If you thought yoga and Pilates both involved contorting your body to achieve toned muscles, core strength and flexibility, you’d be right – but only partly.
Both floor exercises promise similar fitness benefits but vary greatly in technique – and origin.
What’s the difference?
Pilates was developed in the early 1900s by German-born Joseph Pilates, a sickly child who was determined to get strong. He achieved this through exercise – including body-building and martial arts – before developing his own system. It has evolved to become the technique bearing his name.
Catherine Etty-Leal, an Australian Physiotherapy Association member and Victorian branch chair of the Sports Physiotherapy Association, said at the heart of Pilates is the “core”, a group of muscles deep in your midsection.
Pilates is all about strengthening these core muscles and “allowing the limbs to move around this stable foundation”, Ms Etty-Leal said.
By contrast, yoga started in India thousands of years ago. This ancient practice focuses on achieving harmony between the mind and body.
Irene Ais, a yoga devotee who trains new instructors, said yoga is primarily spiritual. The physical aspect is a more recent addition, she said.
“Yoga is so varied in its application, yet it is often promoted in the modern wellness industry as purely physical,” Ms Ais, who is an Australian Physiotherapy Association member, said.
Practices like meditation and breathing to activate the relaxation response are common yogic techniques that help achieve greater emotional and mental wellbeing.
“This is a vital extra benefit in fast-paced modern life, where mental illness is said to be ranked by the World Health Organisation as the leading cause of disease burden by 2020,” she said.
Do yoga and Pilates live up to their health claims?
Ms Etty-Leal said that, done correctly, Pilates helps tone muscles, increases core strength, and improves posture and flexibility. However, this isn’t its sole focus.
Many people “spend a lot of time retraining movement control so the pure strength and toning aspects do not happen until much later,” she said.
A 2011 study published in the journal Archives of Physical Medicine and Rehabilitation reviewed 16 papers looking at the effectiveness of Pilates. The researchers found strong evidence that Pilates improved flexibility and dynamic balance, and moderate evidence that it improved muscular endurance in healthy people.
The verdict on weight loss is slightly more questionable. A 2012 study in the Journal of Bodywork and Movement Therapies found that there is poor evidence linking Pilates with body composition.
Yoga is often associated with mental and spiritual wellbeing, but the evidence for its effects on overall health is mounting. A 2010 review of 81 studies comparing yoga with other forms of exercise found that it might be as effective as, or better than, other exercise for improving a variety of health-related measures.
Pilates or yoga?
The best floor exercise for you depends on a variety of factors, including personal preference, fitness level and existing health conditions or injuries.
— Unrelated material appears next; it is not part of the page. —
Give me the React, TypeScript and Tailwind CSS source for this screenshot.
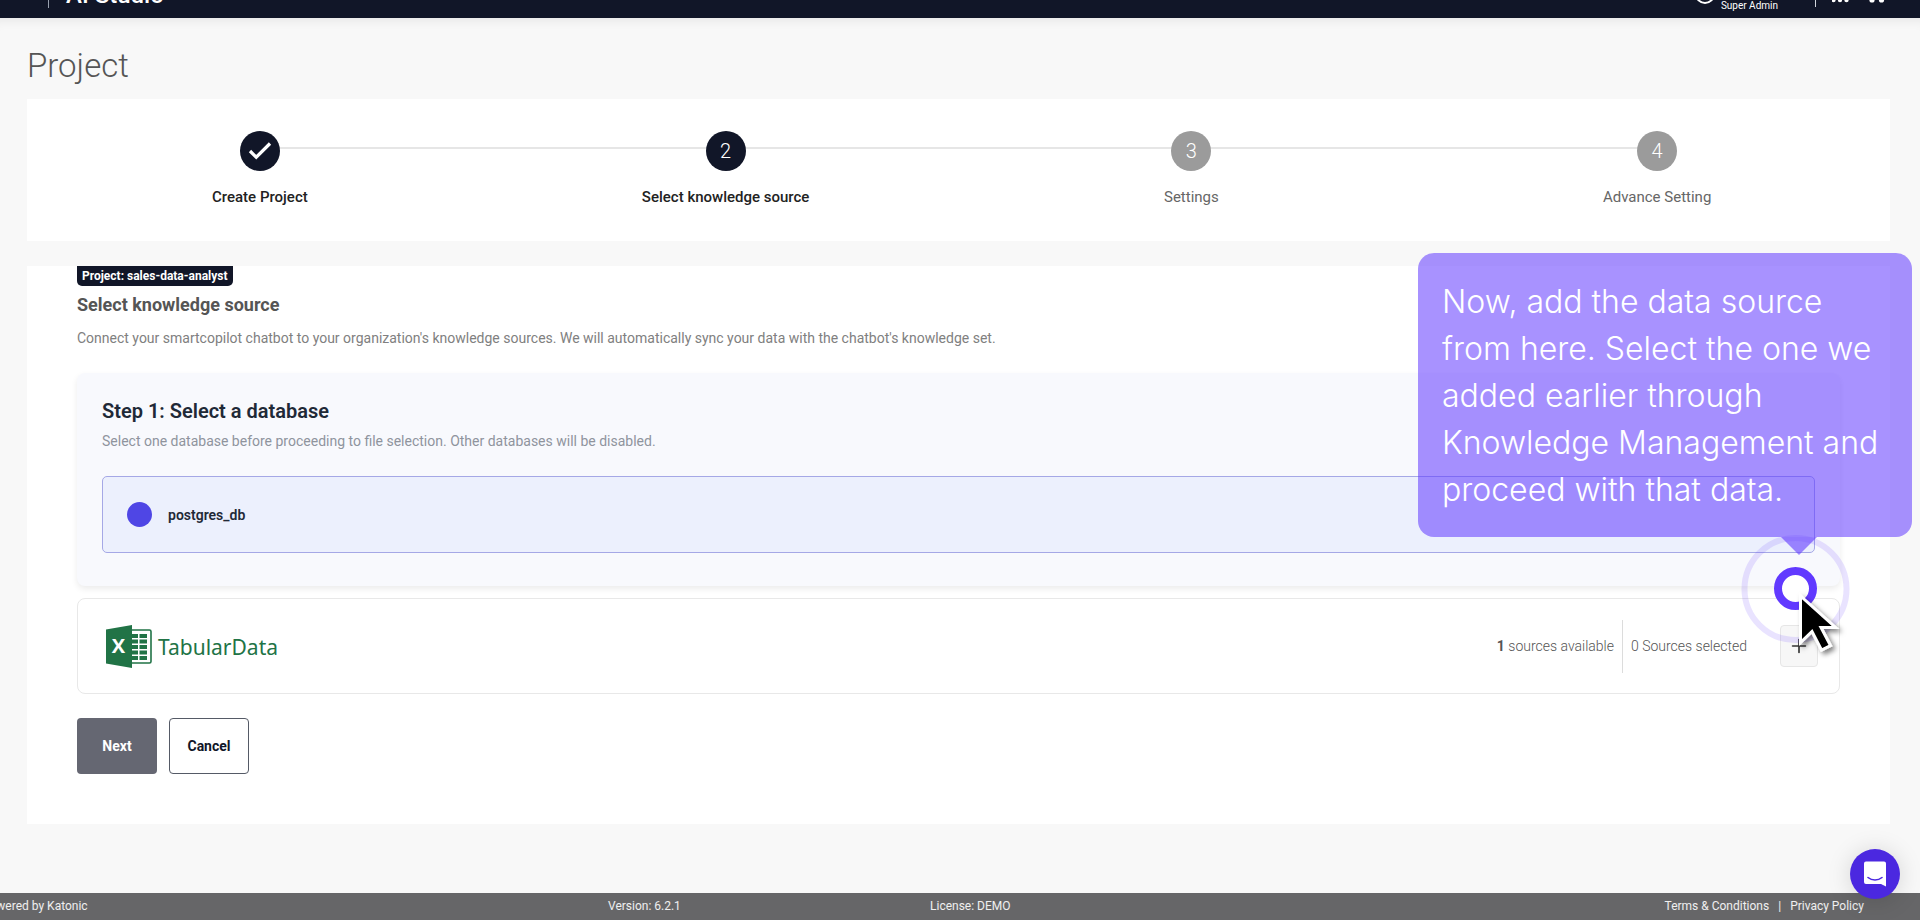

Both exercises can be easily adapted to suit everyone from beginners through to professional athletes.
The key is to find a class and teacher to suit your needs, fitness instructors said.
“Both yoga and Pilates are safe and effective ways of exercising, which utilise your own body mechanics and resistance,” Ms Etty-Leal said.
“This means you can use it as much as you like outside of the studio as well.”
Ms Ais added that yoga should be tailored to emotional and mental needs.
“A student who is, for example, type A and stressed may not benefit from a dynamic physical practice that further stimulates the nervous system, but may benefit from a stillness, meditation practice,” she said.